Rugby stresses so much by seeing anything that’s new. He needs a good long while to adapt and adjust to a new environment, which isn’t easy when it’s a public space that’s always in flux like a park. I’ve learned to carefully pick and choose when and where we go, so that I can maximize Rugby’s ability to cope with something new. If he’s all stressed out, he surely can’t be enjoying his outing, and I decided a long time ago that it wasn’t very loving of me to continue to expose him to things if it wasn’t a good experience for Rugby.
So, we do very simple outings:
- Car rides. Rugby just loves getting to go along for a car ride. We don’t even have to go anywhere….just for a drive and come home, but he feels like he got an outing and had fun being included.
- Sitting in the yard together. This can be in the garage, with the door open so that Rugby can see something new in the neighborhood, but has limited vision and access to things that will wig him out. This does make him anxious, so I do this when the neighborhood is very calm and quiet.
- Sitting in parking lots and just watching things together. I do this in shopping centers, parks, churches, restaurants, grocery stores, etc. I park a good distance away from the activity, and let Rugby just hang out and watch with me. He feels safer in the car, and rolling the windows just a bit gives him sound stimulation.
- Walks in cemeteries or little used areas of city parks. I choose quiet times of the week, and take a well exercised Rugby first so he’s a bit tired and less reactive.
- A drive through for ice cream, and then we park and share, or come home and share. Pup cups aren’t usually expensive, and it’s a very special treat that we don’t do often, but Rugby loves. He’s gets a bit wiggy at the actual window where he can see a new human, but he’s viewing from his crate, and it’s quick in and out with a great reward for him. French fries allow an immediate reward from the magic window with the person who has no legs and floats in the window space.
Every dog is going to be a bit different, and you’ll need to explore and experiment to see what will work for your dog. What I’ve found, is that my own neighborhood isn’t often always the best place for Rugby to have a safe adventure. There are far too many kids running and playing out in yards, the occasional dog out for a quick pee in his front yard, skateboarding teens, etc. During the school day and work week, it’s fairly quiet, so those are the best times to give this a go.
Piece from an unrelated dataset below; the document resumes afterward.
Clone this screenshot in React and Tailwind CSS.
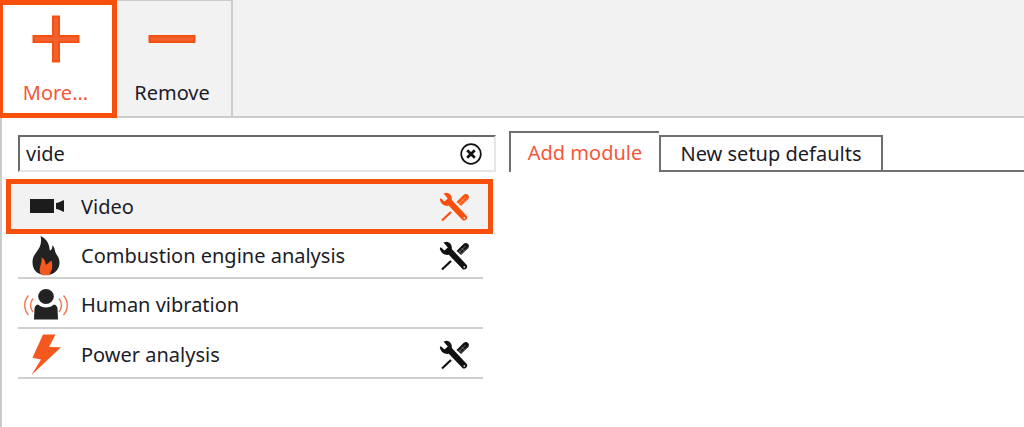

What I can sometimes do, is allow Rugby to see things out the front door, provided I have piggies handy so he can bite them when he sees or hears a trigger. I always start with having him harnessed, in his thundershirt, and leashed, so that I have some control in directing him. I also make sure I have a very high value treat handy to stuff in his mouth when he first sees something that I know will likely trigger him if he’s left to watch it. Timing can be challenging, but I try to be quick, and catch him before he reacts in a negative way!
The point is, that we often think that we need to do elaborate events to give our high needs dog an adventure. Rugby can’t have much of an adventure without completely melting down, so we absolutely must keep things simple and short and rather uneventful. And those events and outings are the very best for my little speckled dog. He has fun, he gets to be included, and he has an adventure of some sort….even if it’s very simple and boring to me. That’s exactly what sort of adventure Rugby needs, and it’s not a mistake to limit things to his ability to cope with it all.
So try something new this week, even if it’s just observing from your garage or going for a short drive together.